The Son of God : Act I
The Son of God : Act III

The Son of God : Act II

...continued from The Son of God : Act I

We are told that, in the beginning, man was created in the "image of God." (Genesis 1:26-28)

Despite Adam and Eve's disobedience, beings created in the "image of God" did not, could not, lose that status. God is still regarded as the father of all:

"You are the children of YHWH your God" (Deuteronomy 14:1)
"Of the Rock that begat thee thou art unmindful, And hast forgotten God that gave thee birth." (Deuteronomy 32:18)
"I will be to him a Father and he shall be my son"- of Solomon (2 Samuel 7:14, Hebrews 1:5)

Even though Israelite thought regards God as the father of all by creation (Luke 3:38), it does not presume that all creatures are his "children."

It was left to Jesus to draw a line in the sand:

"Ye are of your father the devil, and the lusts of your father it is your will to do. He was a murderer from the beginning, and standeth not in the truth, because there is no truth in him. When he speaketh a lie, he speaketh of his own: for he is a liar, and the father thereof." (John 8:44)

Those who wish to stand on Jesus' side of the line can do so by emulating his standard of righteousness. They also will then become children of God:

"...blessed are the peacemakers for they shall be called sons of God." (Luke 6:35, Matthew 5:9)
"As many as are led by the spirit, these are the sons of God." (Romans 8:14)
"But as many as received him, to them gave he power to become the sons of God, even to them that believe on his name: Which were born, not of blood, nor of the will of the flesh, nor of the will of man, but of God." (John 1:12)

Those who do not wish to stand in this spiritual relationship with God are perfectly free to do so - that is their concern.

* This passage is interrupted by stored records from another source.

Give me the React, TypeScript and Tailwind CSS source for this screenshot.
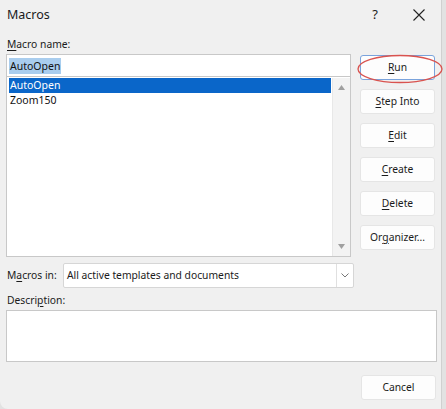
import React from 'react';

const font = { fontFamily: '"Noto Sans", "Open Sans", Arial, sans-serif' };

function Btn({ label, u, rest, className = '' }: { label?: string; u: string; rest: string; className?: string }) {
  return (
    <button
      className={`h-[25px] w-[75px] bg-[#fdfdfd] border border-[#e5e5e5] rounded-[3px] text-[10.3px] text-[#1b1b1b] flex items-center justify-center ${className}`}
    >
      {label}
      <span className="underline underline-offset-2">{u}</span>
      {rest}
    </button>
  );
}

export default function App() {
  return (
    <div className="w-[446px] h-[409px] bg-[#e2e2e2] flex" style={font}>
      <div className="relative w-[442px] h-[409px] bg-[#f0f0f0] rounded-bl-[8px] border-r border-[#d0d0d0] flex flex-col">
        {/* title bar */}
        <div className="h-[30px] flex items-center pl-[7px] pr-[14px]">
          <span className="text-[12.5px] text-[#1a1a1a] flex-1">Macros</span>
          <span className="text-[13px] text-[#1a1a1a] mr-[35px]">?</span>
          <svg width="12" height="12" viewBox="0 0 12 12" className="mr-[2px]">
            <path d="M0.5 0.5 L11.5 11.5 M11.5 0.5 L0.5 11.5" stroke="#222" strokeWidth="1.1" fill="none" />
          </svg>
        </div>

        <div className="flex px-[6px] pt-[7px]">
          <div className="w-[348px] flex flex-col">
            <div className="text-[10.3px] text-[#1b1b1b] h-[17px] pl-[1px]">
              <span className="underline underline-offset-2">M</span>acro name:
            </div>
            <div className="h-[23px] bg-white border border-[#c8c8c8] flex items-center pl-[2px]">
              <span className="bg-[#a9cdee] text-[10.5px] text-[#111] leading-[16px] px-[1px]">AutoOpen</span>
            </div>
            <div className="h-[180px] bg-white border border-t-0 border-[#c8c8c8] flex pt-[1px]">
              <div className="flex-1 flex flex-col pl-[2px] pr-[1px]">
                <div className="h-[15px] bg-[#0a66c9] text-white text-[10.5px] leading-[15px] pl-[1px]">AutoOpen</div>
                <div className="h-[15px] text-[#111] text-[10.5px] leading-[15px] pl-[1px]">Zoom150</div>
              </div>
              <div className="w-[18px] bg-[#f3f3f3] border-l border-[#e8e8e8] flex flex-col items-center justify-between py-[7px]">
                <svg width="7" height="5" viewBox="0 0 7 5"><path d="M0 5 L3.5 0 L7 5 Z" fill="#a0a0a0" /></svg>
                <svg width="7" height="5" viewBox="0 0 7 5"><path d="M0 0 L3.5 5 L7 0 Z" fill="#a0a0a0" /></svg>
              </div>
            </div>
          </div>

          <div className="flex flex-col gap-[9px] ml-[9px] mt-[18px]">
            <Btn u="R" rest="un" className="!border-[#7aa3dc]" />
            <Btn u="S" rest="tep Into" />
            <Btn u="E" rest="dit" />
            <Btn u="C" rest="reate" />
            <Btn u="D" rest="elete" />
            <Btn label="Or" u="g" rest="anizer..." />
          </div>
        </div>

        <div className="flex items-center px-[6px] mt-[6px]">
          <div className="w-[57px] text-[10.3px] text-[#1b1b1b] pl-[1px] whitespace-nowrap">
            M<span className="underline underline-offset-2">a</span>cros in:
          </div>
          <div className="w-[291px] h-[25px] bg-white border border-[#d6d6d6] rounded-[2px] flex items-center">
            <span className="flex-1 pl-[3px] text-[10.3px] text-[#1b1b1b]">All active templates and documents</span>
            <div className="w-[17px] h-full border-l border-[#e0e0e0] flex items-center justify-center">
              <svg width="8" height="5" viewBox="0 0 8 5"><path d="M0.5 0.5 L4 4 L7.5 0.5" stroke="#777" fill="none" /></svg>
            </div>
          </div>
        </div>

        <div className="px-[6px] mt-[3px]">
          <div className="text-[10.3px] text-[#1b1b1b] h-[19px] pl-[1px] flex items-center">
            <span>Descri<span className="underline underline-offset-2">p</span>tion:</span>
          </div>
          <div className="w-[431px] h-[52px] bg-white border border-[#c8c8c8]" />
        </div>

        <div className="flex justify-end pr-[5px] mt-[13px]">
          <Btn u="" rest="Cancel" />
        </div>

        {/* red annotation ellipse around Run */}
        <svg className="absolute left-[356px] top-[54px] pointer-events-none" width="88" height="32" viewBox="0 0 88 32">
          <ellipse cx="44" cy="15" rx="42" ry="13.5" stroke="#d9534f" strokeWidth="1.3" fill="none" />
        </svg>
      </div>
    </div>
  );
}
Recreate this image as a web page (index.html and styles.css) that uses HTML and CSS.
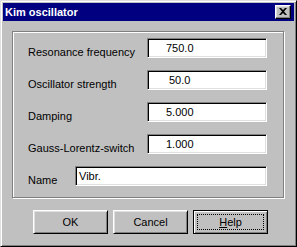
FILE: index.html
```html
<!DOCTYPE html>
<html>
<head>
<meta charset="utf-8">
<link rel="stylesheet" href="styles.css">
</head>
<body>
<div class="window">
  <div class="titlebar">
    <span class="title">Kim oscillator</span>
    <div class="close">
      <svg width="8" height="7" viewBox="0 0 8 7"><path d="M0 0h2l2 2 2-2h2L5 3.5 8 7H6L4 5 2 7H0l3-3.5z" fill="#000"/></svg>
    </div>
  </div>
  <div class="group">
    <div class="row"><span class="label">Resonance frequency</span><div class="field num">750.0</div></div>
    <div class="row"><span class="label">Oscillator strength</span><div class="field num shifted">50.0</div></div>
    <div class="row"><span class="label">Damping</span><div class="field num">5.000</div></div>
    <div class="row"><span class="label">Gauss-Lorentz-switch</span><div class="field num">1.000</div></div>
    <div class="row"><span class="label short">Name</span><div class="field text">Vibr.</div></div>
  </div>
  <div class="buttons">
    <div class="btn">OK</div>
    <div class="btn">Cancel</div>
    <div class="btn default"><span class="focus"><u>H</u>elp</span></div>
  </div>
</div>
</body>
</html>
```
FILE: styles.css
```css
* { box-sizing: border-box; }
html, body { margin: 0; padding: 0; background: #c0c0c0; }
body {
  font-family: "Liberation Sans", Arial, sans-serif;
  font-size: 11px;
  color: #000;
}
.window {
  width: 297px;
  height: 247px;
  background: #c0c0c0;
  border: 1px solid;
  border-color: #dfdfdf #000 #000 #dfdfdf;
  box-shadow: inset 1px 1px #fff, inset -1px -1px #808080;
  padding: 2px;
  display: flex;
  flex-direction: column;
}
.titlebar {
  height: 18px;
  background: #000080;
  display: flex;
  align-items: center;
  justify-content: space-between;
  padding-left: 2px;
}
.title {
  color: #fff;
  font-weight: bold;
  font-size: 11px;
  line-height: 13px;
}
.close {
  width: 16px;
  height: 14px;
  margin-right: 3px;
  background: #c0c0c0;
  border: 1px solid;
  border-color: #fff #000 #000 #fff;
  box-shadow: inset -1px -1px #808080, inset 1px 1px #dfdfdf;
  display: flex;
  align-items: center;
  justify-content: center;
  padding-bottom: 1px;
}
.close svg { display: block; }
.group {
  margin: 10px 0 0 9px;
  width: 272px;
  border: 1px solid #808080;
  box-shadow: inset 1px 1px #fff, 1px 1px #fff;
  padding: 6px 16px 11px 15px;
  display: flex;
  flex-direction: column;
  gap: 12px;
}
.row {
  display: flex;
  height: 20px;
}
.label {
  flex: 1;
  line-height: 20px;
  padding-top: 4px;
  white-space: nowrap;
}
.label.short { flex: 0 0 47px; }
.field {
  height: 20px;
  background: #fff;
  border: 1px solid;
  border-color: #808080 #fff #fff #808080;
  box-shadow: inset 1px 1px #000, inset -1px -1px #dfdfdf;
  line-height: 18px;
  white-space: nowrap;
}
.field.num { width: 120px; padding-left: 18px; }
.field.num.shifted { padding-left: 21px; }
.field.text { flex: 1; padding-left: 3px; }
.buttons {
  display: flex;
  gap: 5px;
  margin: 12px 0 0 30px;
}
.btn {
  width: 75px;
  height: 24px;
  border: 1px solid;
  border-color: #fff #000 #000 #fff;
  box-shadow: inset 1px 1px #dfdfdf, inset -1px -1px #808080;
  display: flex;
  align-items: center;
  justify-content: center;
  line-height: 13px;
}
.btn.default {
  border-color: #000;
  box-shadow: inset 1px 1px #fff, inset -1px -1px #808080;
  padding: 3px;
}
.focus {
  flex: 1;
  align-self: stretch;
  border: 1px dotted #000;
  display: flex;
  align-items: center;
  justify-content: center;
}
```
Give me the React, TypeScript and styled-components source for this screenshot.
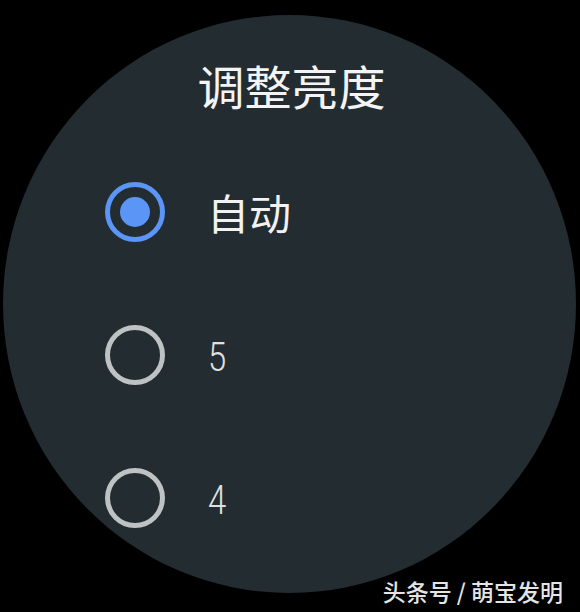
import React from "react";
import styled, { createGlobalStyle } from "styled-components";

const GlobalStyle = createGlobalStyle`
  html, body {
    margin: 0;
    padding: 0;
    background: #000;
  }
  #root {
    width: 580px;
    height: 612px;
    overflow: hidden;
  }
`;

const Screen = styled.div`
  position: relative;
  width: 580px;
  height: 612px;
  background: #000;
  padding: 15px 0 0 3px;
  box-sizing: border-box;
  font-family: Roboto, "Noto Sans CJK SC", sans-serif;
`;

const Watch = styled.div`
  width: 573px;
  height: 578px;
  border-radius: 50%;
  background: #232c31;
  overflow: hidden;
  display: flex;
  flex-direction: column;
  padding-top: 46px;
  box-sizing: border-box;
`;

const Title = styled.div`
  font-family: "Noto Sans CJK SC", sans-serif;
  font-size: 47px;
  line-height: 48px;
  color: #f4f4f4;
  text-align: center;
  padding-left: 4px;
  margin-bottom: 31px;
`;

const List = styled.div`
  display: flex;
  flex-direction: column;
  padding-left: 102px;
`;

const Row = styled.div`
  display: flex;
  align-items: center;
  height: 143px;
`;

const Radio = styled.div<{ $checked?: boolean }>`
  width: 60px;
  height: 60px;
  flex: none;
  box-sizing: border-box;
  border-radius: 50%;
  border: 5px solid ${(p) => (p.$checked ? "#5b95f5" : "#bfc2c2")};
  display: flex;
  align-items: center;
  justify-content: center;
`;

const Dot = styled.div`
  width: 30px;
  height: 30px;
  border-radius: 50%;
  background: #5b95f5;
`;

const Label = styled.span`
  margin-left: 42px;
  font-family: "Noto Sans CJK SC", sans-serif;
  font-size: 42px;
  line-height: 1;
  color: #f2f2f2;
`;

const Digit = styled.span`
  display: inline-block;
  margin-left: 43px;
  margin-top: 5px;
  font-family: Roboto, sans-serif;
  font-size: 41px;
  font-weight: 300;
  line-height: 1;
  color: #e0e0e0;
  transform: scaleX(0.8);
  transform-origin: left center;
`;

const Watermark = styled.div`
  position: absolute;
  right: 17px;
  top: 576px;
  font-family: "Noto Sans CJK SC", sans-serif;
  font-size: 23px;
  font-weight: 500;
  line-height: 30px;
  color: #e4e4e4;
  text-shadow: 0 0 2px rgba(0, 0, 0, 0.7);
  white-space: pre;
`;

const options = [
  { label: "自动", checked: true, cjk: true },
  { label: "5", checked: false, cjk: false },
  { label: "4", checked: false, cjk: false },
];

export default function App() {
  return (
    <>
      <GlobalStyle />
      <Screen>
        <Watch>
          <Title>调整亮度</Title>
          <List>
            {options.map((o) => (
              <Row key={o.label}>
                <Radio $checked={o.checked}>{o.checked && <Dot />}</Radio>
                {o.cjk ? <Label>{o.label}</Label> : <Digit>{o.label}</Digit>}
              </Row>
            ))}
          </List>
        </Watch>
        <Watermark>头条号 / 萌宝发明</Watermark>
      </Screen>
    </>
  );
}
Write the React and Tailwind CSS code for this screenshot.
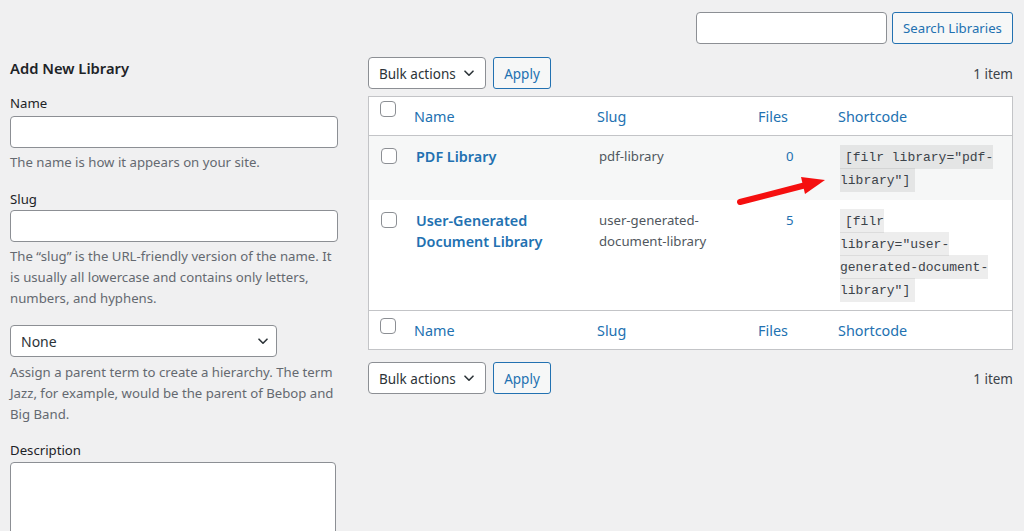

It is obvious that the term 'son of God' implies no particular manner of being born, or of divinity. John 10:34-36 clearly explains the usage of the terms 'god' and 'son of God' as applied to Jesus. These verses may be taken to exemplify what theologians have failed to grasp - that 'sonship' of God is not restricted to Jesus and that it is of a purely ethical and spiritual nature:

"Jesus answered them, Is it not written in your law, I said, Ye are gods? (Psalm 82:6)
If he called them gods, unto whom the word of God came, say he of him, whom the Father sanctified and sent into this world, Thou blasphemest; because I said, I am the Son of God?"

Surely there can be no greater authority to turn to than Jesus himself! On his testimony there were a number of 'gods', among whom were: Jeremiah (Jeremiah 1:9), Ezekiel (Ezekiel 2:7), Shemaiah, Elijah, and Moses (1 Kings 12:22, 17:24, 8:53). This differed from the pagan concept in that the men themselves had no claim to divinity.

The crucial difference between Jesus and other 'sons' was that Jesus was 'anointed' with plenipotentiary powers to be God's representative on earth and to speak and act in the name of the Father.

Jesus castigated the religious leaders of his time for not understanding their own scriptures. It could be argued that the Christian churches have a more serious case to answer. They ostensibly preach Jesus of Nazareth while, at the same time, through their doctrine, they misrepresent him and actually further the viewpoint of those who crucified him. The personality cult built up around the person of 'Jesus Christ' effectively destroys the central figure with far greater definition than the crucifixion itself accomplished.